«MARCA CULO»

Por Claudia Baier

Qué tiempos aquellos en que la ida al súper era casi un paseo. Relajado. Charlabas con conocidos y extraños y boludeabas mientras revoleabas paquetes al chango.

Ahora vas con cuatro anteojos y dos calculadoras para analizar ofertas, calcular conveniencias comparando gramajes y metrajes y leer la letra chica que dice “no acumulable con otras promociones”, leyenda que es un puñal artero para toda la estrategia puesta en marcha con el fin de reducir el ticket.

Las fechas de vencimiento y la cantidad de octógonos pasaron a ser nimiedades. Morirás intoxicada pero a bajo costo.

Y en ese triste deambular por las góndolas, alimentás al escuálido chango sólo con lo indispensable y obviamente marca Culo. El detergente que no hace espuma, la lavandina sin olor a lavandina, el queso “reconstituído” que permanece estoico en el horno sin derretirse, el queso rallado que es un puñado de aserrín con sal y grasa, el champú baboso, los fideos sin sémola sin huevo sin harina, de plástico básicamente, la yerba puro palo, y así todo. Todo marca Culo.  

La sección verdulería inauguró el cajoncito de los “Muertos vivos” a precios rebajados, de ahí elegís dos papas brotadas, una zanahoria descolorida y un ramo de acelgas mustias. Una pera con machucones y dos bananas negras.

Párrafo aparte merecen los papeles higiénicos. Las marcas son dedicatorias, palabras cariñosas, puro franeleo para tu culo. Adorable, Cariñoso, Elegante, Suave, Dicha, Regio, Pétalo, Felpita, Noble, Mimmo, Confort, Ultra soft, Premier, Meterete, Pal’Q-lito. No queremos palabras bonitas, pónganle un insulto como marca si les apetece, sólo buscamos el precio más bajo. Así como no queremos chamullo de una pareja, queremos que arregle el enchufe y saque la basura. Elegís cuatro rollos de Campanita. Por precio, no por mérito.

Me falta proteína te grita el chango.

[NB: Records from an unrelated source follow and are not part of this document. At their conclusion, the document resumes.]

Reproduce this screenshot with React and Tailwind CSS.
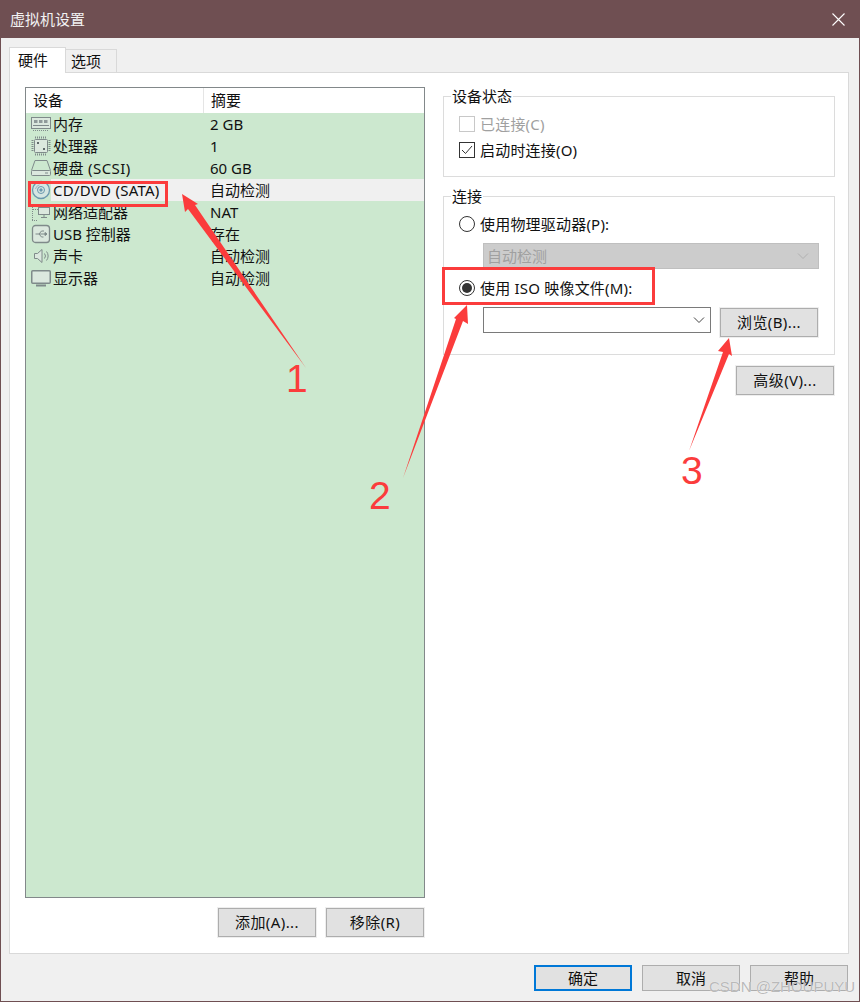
import React from 'react';

const FONT = 'font-["Noto_Sans","Noto_Sans_CJK_SC",sans-serif]';

const MemoryIcon = () => (
  <svg width="20" height="20" viewBox="0 0 20 20" fill="none" stroke="#7f8a8a">
    <rect x="0.5" y="3.5" width="19" height="11" fill="#dbe8de" />
    <rect x="3" y="6" width="3.5" height="3" fill="#8f9a9a" stroke="none" />
    <rect x="8" y="6" width="3.5" height="3" fill="#8f9a9a" stroke="none" />
    <rect x="13" y="6" width="3.5" height="3" fill="#8f9a9a" stroke="none" />
    <path d="M2 11.5h16" />
    <path d="M2 16.5h16" strokeDasharray="1 1" />
  </svg>
);

const CpuIcon = () => (
  <svg width="20" height="20" viewBox="0 0 20 20" fill="none" stroke="#7f8a8a">
    <rect x="3.5" y="3.5" width="13" height="13" rx="1" fill="#dbe8de" />
    <path d="M4 1.5h12M4 18.500h12M1.500 4v12M18.500 4v12" strokeDasharray="1 1" strokeWidth="2" />
    <rect x="6" y="6" width="2" height="2" fill="#5f6a6a" stroke="none" />
    <rect x="12" y="12" width="2" height="2" fill="#5f6a6a" stroke="none" />
  </svg>
);

const DiskIcon = () => (
  <svg width="20" height="20" viewBox="0 0 20 20" fill="none" stroke="#7f8a8a">
    <path d="M0.500 12.500L4 2.500h12l3.500 10" />
    <rect x="0.500" y="12.500" width="19" height="5" rx="1" fill="#dbe8de" />
    <path d="M14 15h3" />
  </svg>
);

const CdIcon = () => (
  <svg width="20" height="20" viewBox="0 0 20 20" fill="none" stroke="#6a98ae">
    <circle cx="10" cy="10" r="8.500" fill="#d5e6e2" strokeWidth="1.300" />
    <circle cx="10" cy="10" r="3.500" />
    <circle cx="10" cy="10" r="1.200" fill="#6a98ae" />
    <path d="M4.500 9a5.500 5.500 0 0 1 4-4.200" stroke="#9db9c6" />
  </svg>
);

const NetIcon = () => (
  <svg width="20" height="20" viewBox="0 0 20 20" fill="none" stroke="#7f8a8a">
    <rect x="7.500" y="5.500" width="11" height="7" fill="#dbe8de" />
    <path d="M13 12.500v3M10 15.500h6" />
    <path d="M1 2.500h6M1.500 3v15M1 18.500h6M2 7.500h5" strokeDasharray="1 1" />
  </svg>
);

const UsbIcon = () => (
  <svg width="20" height="20" viewBox="0 0 20 20" fill="none" stroke="#7f8a8a">
    <rect x="1.500" y="1.500" width="17" height="17" rx="3" fill="#dbe8de" strokeWidth="1.300" />
    <path d="M4.500 10h10M8 10l2.500-3h2.500M8 10l2.500 3h2" />
    <path d="M14 8.500l2 1.500-2 1.500z" fill="#7f8a8a" />
  </svg>
);

const SoundIcon = () => (
  <svg width="20" height="20" viewBox="0 0 20 20" fill="none" stroke="#7f8a8a">
    <path d="M3.500 7.500h3l4.500-4v13l-4.500-4h-3z" fill="#dbe8de" />
    <path d="M13.500 7.500a4 4 0 0 1 0 5M15.500 5.500a7 7 0 0 1 0 9" />
  </svg>
);

const DisplayIcon = () => (
  <svg width="20" height="20" viewBox="0 0 20 20" fill="none" stroke="#7f8a8a">
    <rect x="0.750" y="2.750" width="18.500" height="12.500" rx="1" fill="#dbe8de" strokeWidth="1.500" />
    <path d="M5 17.500h10" strokeWidth="2" />
  </svg>
);

const devices = [
  { icon: <MemoryIcon />, name: '内存', summary: '2 GB' },
  { icon: <CpuIcon />, name: '处理器', summary: '1' },
  { icon: <DiskIcon />, name: '硬盘 (SCSI)', summary: '60 GB', wide: 'tracking-[0.4px]' },
  { icon: <CdIcon />, name: 'CD/DVD (SATA)', summary: '自动检测', selected: true, wide: 'tracking-[0.25px]' },
  { icon: <NetIcon />, name: '网络适配器', summary: 'NAT' },
  { icon: <UsbIcon />, name: 'USB 控制器', summary: '存在' },
  { icon: <SoundIcon />, name: '声卡', summary: '自动检测' },
  { icon: <DisplayIcon />, name: '显示器', summary: '自动检测' },
];

const Button = ({ children, className = '' }) => (
  <button type="button" className={`flex h-[29px] w-[98px] items-center justify-center border border-[#adadad] bg-[#e1e1e1] text-[15px] tracking-[0.4px] text-[#111] ring-1 ring-[#eeeeee] ${className}`}>
    {children}
  </button>
);

const Chevron = ({ color = '#444' }) => (
  <svg width="12" height="8" viewBox="0 0 12 8" fill="none" stroke={color}>
    <path d="M1 1.500l5 5 5-5" />
  </svg>
);

const Radio = ({ checked, label }) => (
  <div className="flex h-4 items-center gap-[5px]">
    <span className="flex h-4 w-4 items-center justify-center rounded-full border border-[#333]">
      {checked && <span className="h-[10px] w-[10px] rounded-full bg-[#333]" />}
    </span>
    <span className="tracking-[0.2px]">{label}</span>
  </div>
);

const Group = ({ title, className = '', children }) => (
  <div className={`relative border border-[#dcdcdc] pl-[15px] ${className}`}>
    <span className="absolute left-[7px] top-[-11px] bg-white px-[1px] leading-[20px]">{title}</span>
    {children}
  </div>
);

// red marks that were drawn over the screenshot
const Annotations = () => (
  <svg className="pointer-events-none absolute left-0 top-0" width="860" height="1002" viewBox="0 0 860 1002">
    <rect x="28.500" y="181.500" width="137" height="23" fill="none" stroke="#fb3c3c" strokeWidth="3" />
    <rect x="442.500" y="267.500" width="210" height="35" fill="none" stroke="#fb3c3c" strokeWidth="3" />
    <polygon points="181,193 197,203 194,204 305,367 187,208 184,211" fill="#fb3c3c" />
    <polygon points="466,304 467,323 462,320 402,477 455,318 453,317" fill="#fb3c3c" />
    <polygon points="728,337 731,355 728,353 688,450 722,351 717,350" fill="#fb3c3c" />
    <text x="285" y="391" fill="#fb3c3c" fontSize="39" fontFamily="Liberation Sans">1</text>
    <text x="368" y="508" fill="#fb3c3c" fontSize="39" fontFamily="Liberation Sans">2</text>
    <text x="680" y="483" fill="#fb3c3c" fontSize="39" fontFamily="Liberation Sans">3</text>
  </svg>
);

export default function App() {
  return (
    <div className={`relative flex h-[1002px] w-[860px] flex-col border border-[#6f4f52] bg-[#f0f0f0] text-[15px] text-[#111] ${FONT}`}>
      <div className="flex h-[37px] shrink-0 items-center justify-between bg-[#6f4f52] pl-[9px] pr-[14px] text-[#f2f2f2]">
        <span>虚拟机设置</span>
        <svg width="13" height="13" viewBox="0 0 13 13" stroke="#fff" strokeWidth="1.100">
          <path d="M0.500 0.500l12 12M12.500 0.500l-12 12" />
        </svg>
      </div>

      <div className="flex min-h-0 flex-1 flex-col pl-2 pr-[10px] pt-[9px]">
        <div className="relative z-10 flex h-[26px] items-start">
          <div className="flex h-[26px] w-[57px] items-start border border-b-0 border-[#d9d9d9] bg-white pl-2 pt-[1px]">硬件</div>
          <div className="mt-[2px] flex h-[23px] w-[51px] items-center border border-l-0 border-b-0 border-[#d9d9d9] pl-[5px]">选项</div>
        </div>
        <div className="mt-[-1px] flex h-[882px] border border-[#d9d9d9] bg-white pl-[15px] pt-[14px]">
          <div className="flex w-[400px] flex-col">
            <div className="flex h-[811px] flex-col border border-[#82888a] bg-[#cce8cf]">
              <div className="flex h-[25px] shrink-0 items-center bg-white">
                <span className="h-full w-[178px] border-r border-[#e5e5e5] pl-[7px] leading-[25px]">设备</span>
                <span className="pl-[7px]">摘要</span>
              </div>
              {devices.map((d) => (
                <div key={d.name} className="flex h-[22px] items-center">
                  <span className="ml-[5px] flex w-[20px] shrink-0 items-center justify-center">{d.icon}</span>
                  <div className={`flex h-full flex-1 items-center pl-[2px] ${d.selected ? 'bg-[#f0f0f0]' : ''}`}>
                    <span className={`w-[157px] shrink-0 whitespace-nowrap ${d.wide || ''}`}>{d.name}</span>
                    <span className="whitespace-nowrap">{d.summary}</span>
                  </div>
                </div>
              ))}
            </div>
            <div className="mt-[10px] flex justify-end gap-[10px] pr-[1px]">
              <Button>添加(A)...</Button>
              <Button>移除(R)</Button>
            </div>
          </div>

          <div className="ml-[18px] flex w-[392px] flex-col pt-[9px]">
            <Group title="设备状态" className="h-[81px] pt-[19px]">
              <div className="flex h-4 items-center gap-[5px] text-[#a0a0a0]">
                <span className="h-4 w-4 border border-[#c8c8c8]" />
                <span className="tracking-[0.2px]">已连接(C)</span>
              </div>
              <div className="mt-[10px] flex h-4 items-center gap-[5px]">
                <span className="flex h-4 w-4 items-center justify-center border border-[#333]">
                  <svg width="12" height="10" viewBox="0 0 12 10" fill="none" stroke="#333">
                    <path d="M1 5l3.500 3.500L11 1" />
                  </svg>
                </span>
                <span className="tracking-[0.2px]">启动时连接(O)</span>
              </div>
            </Group>

            <Group title="连接" className="mt-[19px] h-[159px] pt-[19px]">
              <Radio label="使用物理驱动器(P):" />
              <div className="ml-6 mt-[11px] flex h-[26px] w-[336px] items-center justify-between border border-[#bfbfbf] bg-[#cccccc] pl-[3px] pr-[9px] text-[#a0a0a0]">
                <span>自动检测</span>
                <Chevron color="#b0b0b0" />
              </div>
              <div className="mt-[11px]">
                <Radio checked label="使用 ISO 映像文件(M):" />
              </div>
              <div className="ml-6 mt-[11px] flex items-start">
                <div className="flex h-[26px] w-[228px] items-center justify-end border border-[#7a7a7a] bg-white pr-[5px]">
                  <Chevron />
                </div>
                <Button className="ml-[9px] mt-[1px]">浏览(B)...</Button>
              </div>
            </Group>

            <Button className="mr-[1px] mt-[11px] self-end">高级(V)...</Button>
          </div>
        </div>

        <div className="mt-[11px] flex justify-end gap-[10px] pr-[1px]">
          <button type="button" className="flex h-[26px] w-[98px] items-center justify-center border-2 border-[#0078d7] bg-[#e1e1e1]">确定</button>
          <button type="button" className="flex h-[26px] w-[98px] items-center justify-center border border-[#adadad] bg-[#e1e1e1]">取消</button>
          <button type="button" className="flex h-[26px] w-[98px] items-center justify-center border border-[#adadad] bg-[#e1e1e1]">帮助</button>
        </div>
      </div>

      <Annotations />
      <span className="absolute left-[708px] top-[976px] whitespace-nowrap font-['Liberation_Sans',sans-serif] text-[15px] leading-[20px] text-[#a8a8a8]/80 [text-shadow:0_0_1px_#fff]">CSDN @ZHOUPUYU</span>
    </div>
  );
}
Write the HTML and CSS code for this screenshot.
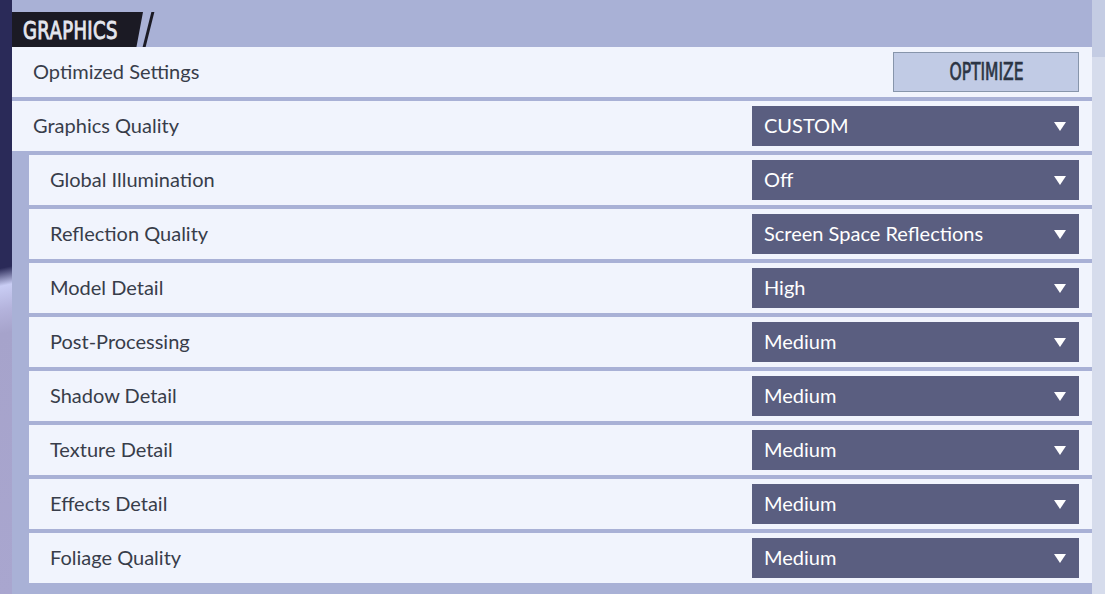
FILE: index.html
```html
<!DOCTYPE html>
<html lang="en">
<head>
    <meta charset="UTF-8">
    <meta name="viewport" content="width=device-width, initial-scale=1.0">
    <title>Graphics</title>
    <link rel="stylesheet" href="styles.css">
</head>
<body>
    <div class="side"></div>
    <div class="panel">
        <div class="panel-head">
            <div class="tab"><span class="tab-title">GRAPHICS</span></div>
            <div class="tab-slash"></div>
        </div>
        <div class="rows">
            <div class="row">
                <span class="label">Optimized Settings</span>
                <button class="optimize"><span>OPTIMIZE</span></button>
            </div>
            <div class="row">
                <span class="label">Graphics Quality</span>
                <div class="select">CUSTOM<i class="arrow"></i></div>
            </div>
            <div class="row sub">
                <span class="label">Global Illumination</span>
                <div class="select">Off<i class="arrow"></i></div>
            </div>
            <div class="row sub">
                <span class="label">Reflection Quality</span>
                <div class="select">Screen Space Reflections<i class="arrow"></i></div>
            </div>
            <div class="row sub">
                <span class="label">Model Detail</span>
                <div class="select">High<i class="arrow"></i></div>
            </div>
            <div class="row sub">
                <span class="label">Post-Processing</span>
                <div class="select">Medium<i class="arrow"></i></div>
            </div>
            <div class="row sub">
                <span class="label">Shadow Detail</span>
                <div class="select">Medium<i class="arrow"></i></div>
            </div>
            <div class="row sub">
                <span class="label">Texture Detail</span>
                <div class="select">Medium<i class="arrow"></i></div>
            </div>
            <div class="row sub">
                <span class="label">Effects Detail</span>
                <div class="select">Medium<i class="arrow"></i></div>
            </div>
            <div class="row sub">
                <span class="label">Foliage Quality</span>
                <div class="select">Medium<i class="arrow"></i></div>
            </div>
        </div>
    </div>
    <div class="edge"></div>
</body>
</html>
```

FILE: styles.css
```css
body {
    margin: 0;
    height: 594px;
    display: flex;
    overflow: hidden;
    background-color: #a9b1d6;
    font-family: 'Lato', 'Noto Sans', sans-serif;
}

.side {
    width: 12px;
    background: linear-gradient(168deg, #2a2a58 0%, #2a2a58 45%, #c9cdf4 48%, #b4b3dc 52%, #a6a3cb 56%, #a9a6cf 100%);
}

.panel {
    flex: 1;
    background-color: #a9b1d6;
    padding-bottom: 11px;
}

.edge {
    width: 13px;
    background: linear-gradient(180deg, #c4cce3 0, #c4cce3 57px, #d6dcec 57px);
}

.panel-head {
    height: 47px;
    display: flex;
    align-items: flex-end;
}

.tab {
    height: 35px;
    width: 131px;
    background-color: #1b1a24;
    clip-path: polygon(0 0, 100% 0, 95% 100%, 0 100%);
    display: flex;
    align-items: center;
}

.tab-title {
    display: inline-block;
    color: #e4e6ee;
    font-family: 'DejaVu Sans Condensed', 'DejaVu Sans', sans-serif;
    font-size: 25px;
    letter-spacing: 0.5px;
    -webkit-text-stroke: 0.9px #e4e6ee;
    transform: scaleX(0.8);
    transform-origin: left center;
    margin-left: 11px;
    margin-top: 1px;
}

.tab-slash {
    width: 3px;
    height: 35px;
    margin-left: 4px;
    background-color: #1b1a24;
    transform: skewX(-14deg);
}

.rows {
    display: flex;
    flex-direction: column;
    gap: 4px;
}

.row {
    height: 50px;
    box-sizing: border-box;
    background-color: #f1f4fd;
    display: flex;
    align-items: center;
    justify-content: space-between;
    padding: 0 13px 0 21px;
}

.row.sub {
    margin-left: 17px;
}

.label {
    color: #383d4a;
    font-size: 20px;
    margin-bottom: 3px;
}

.optimize {
    width: 186px;
    height: 40px;
    border: 1px solid #8795ab;
    background-color: #c1cbe5;
    padding: 0;
    cursor: pointer;
}

.optimize span {
    display: inline-block;
    color: #2b3444;
    font-family: 'DejaVu Sans Condensed', 'DejaVu Sans', sans-serif;
    font-size: 24px;
    -webkit-text-stroke: 0.7px #2b3444;
    transform: scaleX(0.72);
}

.select {
    width: 327px;
    height: 40px;
    box-sizing: border-box;
    background-color: #5a5e80;
    color: #ffffff;
    font-size: 20px;
    display: flex;
    align-items: center;
    justify-content: space-between;
    padding: 0 13px 2px 12px;
}

.arrow {
    width: 0;
    height: 0;
    margin-top: 2px;
    border-left: 6px solid transparent;
    border-right: 6px solid transparent;
    border-top: 9px solid #ffffff;
}
```
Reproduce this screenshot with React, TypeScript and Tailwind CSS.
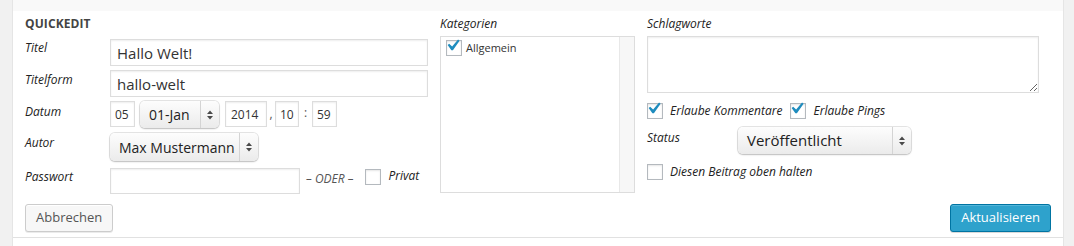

Te hacés la sorda, pero te chocaste con la oferta de alitas de pollo a granel, levantás algunas raciones y enfilás rápido para la caja antes de caer en un pozo de angustia.

Y a pesar del reduccionismo feroz que aplicaste, el valor final del ticket te produce taquicardia y ganas de llorar y putear a los gritos, pero te controlás, porque la cajera no tiene la culpa, y el de seguridad no tiene el ánimo suficiente para andar arrastrando a una vieja loca del brazo hasta la vereda, son otros sufrientes consumidores como vos.

Esto no es lo peor. El laburo real comienza antes de ir. Logística pura al servicio de estirar la plata. Armás una cartulina con un complejo fixture que incluye: ofertas del súper según el día de la semana, lunes lácteos, martes fruta y verdura, miércoles carne…, y así rotando, para hacerte la vida más difícil, días de descuentos para jubilados, días de descuentos de la billetera virtual de tu banco con topes de reintegro. Hacés un cruce de información de todos estos datos, tremendo rompecabezas para que te dé como resultado, que tenés que ir todos los días al súper por algo distinto. Al menos te vas a conservar atlética. Lita de Lázzari un poroto.

Arranca una nueva semana. Tenés que armar otra cartulina, porque te cambiaron los días de las ofertas y el de descuento a jubilados, y tu banco cambió los topes de reintegro, los comercios adheridos y los días de descuento, porque te vio demasiado relajada.

Derrotada, mirás la heladera semivacía y la alacena clamando por carbohidratos.
Mandás la cartulina a la mierda, y te cruzás al kiosco a comprarte un pancho transgénico  y un juguito con ocho octógonos marca Culo.